# What you will do
From the listing below, copy word for word every line starting at the one that includes "Rebuild this screenshot" and ending at the one that includes "import React from"; the pictures are omitted.

# Available records
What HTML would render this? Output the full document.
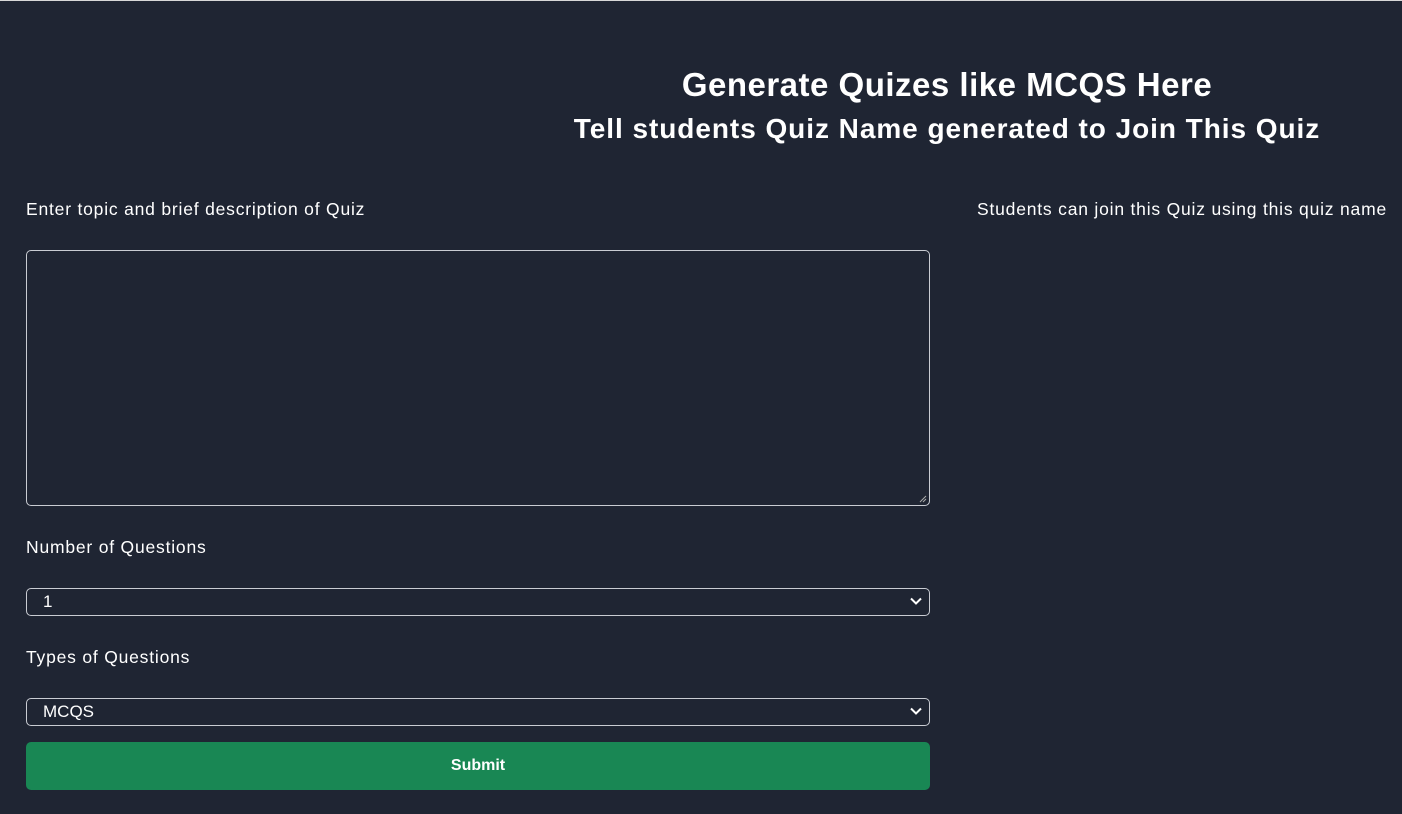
<!DOCTYPE html>
<html><head><style>
html,body{margin:0;padding:0;}
body{width:1402px;height:814px;background:#1f2533;position:relative;overflow:hidden;font-family:"Liberation Sans",sans-serif;color:#fff;}
.top{position:absolute;left:0;top:0;width:1402px;height:1px;background:#d8d8d8;}
.a{position:absolute;white-space:nowrap;}
h1{position:absolute;margin:0;left:494px;width:906px;text-align:center;font-weight:bold;}
.lbl{font-size:17.5px;letter-spacing:0.8px;}
.box{position:absolute;left:26px;width:902px;border:1px solid #c9ccd3;border-radius:5px;}
.sel{height:26px;font-size:17px;line-height:26px;}
.sel span{position:absolute;left:16px;}
.sel svg{position:absolute;right:7px;top:8px;}
</style></head><body>
<div class="top"></div>
<h1 style="top:66px;font-size:33px;letter-spacing:0.5px;">Generate Quizes like MCQS Here</h1>
<h1 style="top:113px;font-size:28px;letter-spacing:0.95px;">Tell students Quiz Name generated to Join This Quiz</h1>
<div class="a lbl" style="left:26px;top:199px;">Enter topic and brief description of Quiz</div>
<div class="a lbl" style="left:977px;top:199px;">Students can join this Quiz using this quiz name</div>
<div class="box" style="top:250px;height:254px;">
<svg width="10" height="10" style="position:absolute;right:2px;bottom:2px"><path d="M9 3L3 9M9 6L6 9" stroke="#aaa" stroke-width="1"/></svg>
</div>
<div class="a lbl" style="left:26px;top:537px;">Number of Questions</div>
<div class="box sel" style="top:588px;"><span>1</span><svg width="12" height="8"><path d="M1 1.5L6 6.5L11 1.5" fill="none" stroke="#fff" stroke-width="2"/></svg></div>
<div class="a lbl" style="left:26px;top:647px;">Types of Questions</div>
<div class="box sel" style="top:698px;"><span>MCQS</span><svg width="12" height="8"><path d="M1 1.5L6 6.5L11 1.5" fill="none" stroke="#fff" stroke-width="2"/></svg></div>
<div class="a" style="left:26px;top:742px;width:904px;height:48px;background:#198754;border-radius:5px;text-align:center;line-height:48px;font-size:16px;font-weight:bold;">Submit</div>
</body></html>
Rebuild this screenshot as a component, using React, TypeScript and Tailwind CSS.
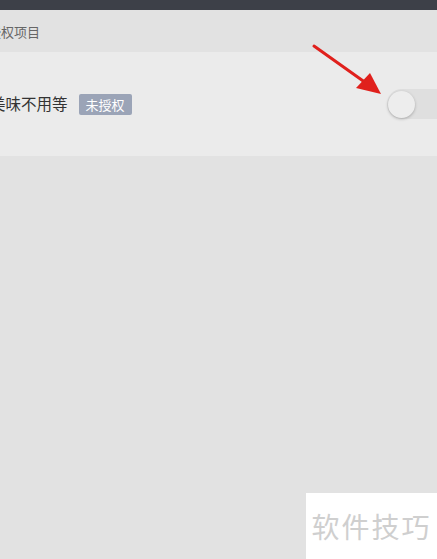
import React from "react";

export default function App() {
  const font = { fontFamily: '"Noto Sans CJK SC", "Noto Sans", sans-serif' };
  return (
    <div
      className="relative flex h-[559px] w-[437px] flex-col overflow-hidden bg-[#e2e2e2]"
      style={font}
    >
      <div className="h-[10px] shrink-0 bg-[#3d4048]" />
      <div className="flex h-[42px] shrink-0 items-center bg-[#e2e2e2]">
        <span className="ml-[-12px] text-[13px] leading-none text-[#666]">授权项目</span>
      </div>
      <div className="flex h-[104px] shrink-0 items-center justify-between bg-[#ebebeb]">
        <div className="flex items-center">
          <span className="ml-[-10px] text-[15.5px] leading-none text-[#333]">美味不用等</span>
          <span className="ml-[11px] flex h-[21px] w-[53px] items-center justify-center rounded-[2px] bg-[#9ba4b7] text-[13px] leading-none text-white">
            未授权
          </span>
        </div>
        <div className="mr-[-20px] flex h-[30px] w-[70px] items-center rounded-full bg-[#dfdfdf] pl-[1px]">
          <div className="h-[27px] w-[27px] rounded-full bg-[#ededed] shadow-[0_1px_3px_rgba(0,0,0,0.25)]" />
        </div>
      </div>
      <div className="flex-1" />

      <svg
        className="pointer-events-none absolute left-0 top-0"
        width="437"
        height="559"
        viewBox="0 0 437 559"
      >
        <line x1="314" y1="46" x2="366" y2="83" stroke="#e0201c" strokeWidth="3" strokeLinecap="round" />
        <polygon points="381,94 356,88 370,73" fill="#e0201c" />
      </svg>

      <div className="absolute bottom-0 right-0 flex h-[66px] w-[131px] items-center justify-center bg-white">
        <span className="text-[28px] leading-none tracking-[2px] text-[#cfcfcf]">软件技巧</span>
      </div>
    </div>
  );
}
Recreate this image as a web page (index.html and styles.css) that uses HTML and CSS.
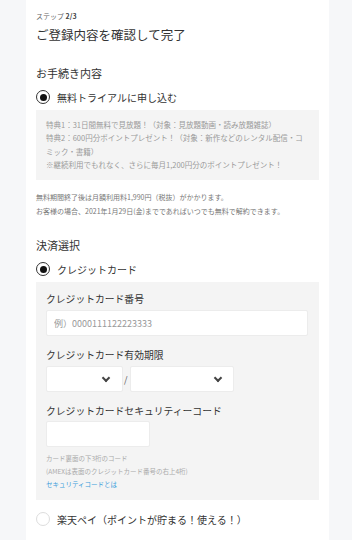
FILE: index.html
```html
<!DOCTYPE html>
<html lang="ja">
<head>
    <meta charset="UTF-8">
    <meta name="viewport" content="width=device-width, initial-scale=1.0">
    <title>ご登録内容を確認して完了</title>
    <link rel="stylesheet" href="styles.css">
</head>
<body>
    <div class="card">
        <div class="step">ステップ <b>2/3</b></div>
        <h1 class="title">ご登録内容を確認して完了</h1>

        <h2 class="section-label">お手続き内容</h2>
        <label class="radio-row">
            <span class="radio checked"></span>
            <span>無料トライアルに申し込む</span>
        </label>
        <div class="info-box">
            <p>特典1：31日間無料で見放題！（対象：見放題動画・読み放題雑誌）</p>
            <p>特典2：600円分ポイントプレゼント！（対象：新作などのレンタル配信・コミック・書籍）</p>
            <p>※継続利用でもれなく、さらに毎月1,200円分のポイントプレゼント！</p>
        </div>
        <div class="notes">
            <p>無料期間終了後は月額利用料1,990円（税抜）がかかります。</p>
            <p>お客様の場合、2021年1月29日(金)までであればいつでも無料で解約できます。</p>
        </div>

        <h2 class="section-label pay">決済選択</h2>
        <label class="radio-row">
            <span class="radio checked"></span>
            <span>クレジットカード</span>
        </label>
        <div class="card-box">
            <div class="field-label">クレジットカード番号</div>
            <input class="text-input number" type="text" placeholder="例）0000111122223333">

            <div class="field-label">クレジットカード有効期限</div>
            <div class="expiry">
                <div class="select month"><span class="chev"></span></div>
                <span class="slash">/</span>
                <div class="select year"><span class="chev"></span></div>
            </div>

            <div class="field-label">クレジットカードセキュリティーコード</div>
            <input class="text-input code" type="text">

            <div class="help">
                <p>カード裏面の下3桁のコード</p>
                <p>(AMEXは表面のクレジットカード番号の右上4桁)</p>
                <p><a href="#">セキュリティコードとは</a></p>
            </div>
        </div>

        <label class="radio-row rakuten">
            <span class="radio"></span>
            <span>楽天ペイ（ポイントが貯まる！使える！）</span>
        </label>
    </div>
</body>
</html>
```

FILE: styles.css
```css
body {
    margin: 0;
    background-color: #f6f7f9;
    font-family: "Noto Sans CJK JP", "Noto Sans", sans-serif;
    color: #333;
}

p {
    margin: 0;
}

.card {
    margin-left: 26px;
    width: 303px;
    min-height: 540px;
    box-sizing: border-box;
    padding: 10px 10px 0;
    background-color: #fff;
}

.step {
    font-size: 7px;
    line-height: 12px;
    color: #666;
}

.step b {
    color: #444;
}

.title {
    margin: 4px 0 0;
    font-size: 12.5px;
    line-height: 18px;
    font-weight: normal;
}

.section-label {
    margin: 21px 0 0;
    font-size: 11px;
    line-height: 16px;
    font-weight: normal;
}

.section-label.pay {
    margin-top: 19px;
}

.radio-row {
    display: flex;
    align-items: center;
    gap: 7px;
    margin-top: 8px;
    height: 16px;
    font-size: 10px;
}

.radio {
    width: 14px;
    height: 14px;
    box-sizing: border-box;
    border: 1px solid #ddd;
    border-radius: 50%;
    background: #fff;
    display: flex;
    align-items: center;
    justify-content: center;
}

.radio.checked {
    border: 1.5px solid #333;
}

.radio.checked::after {
    content: "";
    width: 7px;
    height: 7px;
    border-radius: 50%;
    background: #111;
}

.info-box {
    margin-top: 5px;
    padding: 8px 10px 9px;
    background-color: #f4f4f4;
    font-size: 7.5px;
    line-height: 13.3px;
    color: #9a9a9a;
}

.notes {
    margin-top: 10px;
    font-size: 7px;
    line-height: 14px;
    color: #777;
}

.card-box {
    margin-top: 5px;
    padding: 10px 10px 9px;
    background-color: #f4f4f4;
}

.field-label {
    font-size: 9.8px;
    line-height: 14px;
    margin-top: 12px;
}

.field-label:first-child {
    margin-top: 0;
}

.text-input {
    display: block;
    margin-top: 4px;
    height: 26px;
    box-sizing: border-box;
    border: 1px solid #ececec;
    border-radius: 2px;
    background: #fff;
    padding: 0 7px;
    font-family: inherit;
    font-size: 9px;
    color: #333;
    outline: none;
}

.text-input::placeholder {
    color: #999;
}

.number {
    width: 262px;
}

.code {
    width: 104px;
    margin-top: 3px;
}

.expiry {
    display: flex;
    align-items: center;
    margin-top: 4px;
}

.select {
    height: 26px;
    box-sizing: border-box;
    border: 1px solid #ececec;
    border-radius: 2px;
    background: #fff;
    display: flex;
    align-items: center;
    justify-content: flex-end;
}

.select.month {
    width: 77px;
    padding-right: 13px;
}

.select.year {
    width: 104px;
    padding-right: 12px;
}

.chev {
    width: 4px;
    height: 4px;
    border-right: 2px solid #444;
    border-bottom: 2px solid #444;
    transform: rotate(45deg);
    margin-top: -3px;
}

.slash {
    width: 6px;
    margin: 0 0 0 1px;
    font-size: 9px;
    color: #555;
}

.help {
    margin-top: 5px;
    font-size: 6.5px;
    line-height: 13px;
    color: #aaa;
}

.help a {
    color: #3c9ddb;
    text-decoration: none;
}

.radio-row.rakuten {
    margin-top: 11px;
}
```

# Reply
Rebuild this screenshot as a component, using React, TypeScript and Tailwind CSS.
import React from "react";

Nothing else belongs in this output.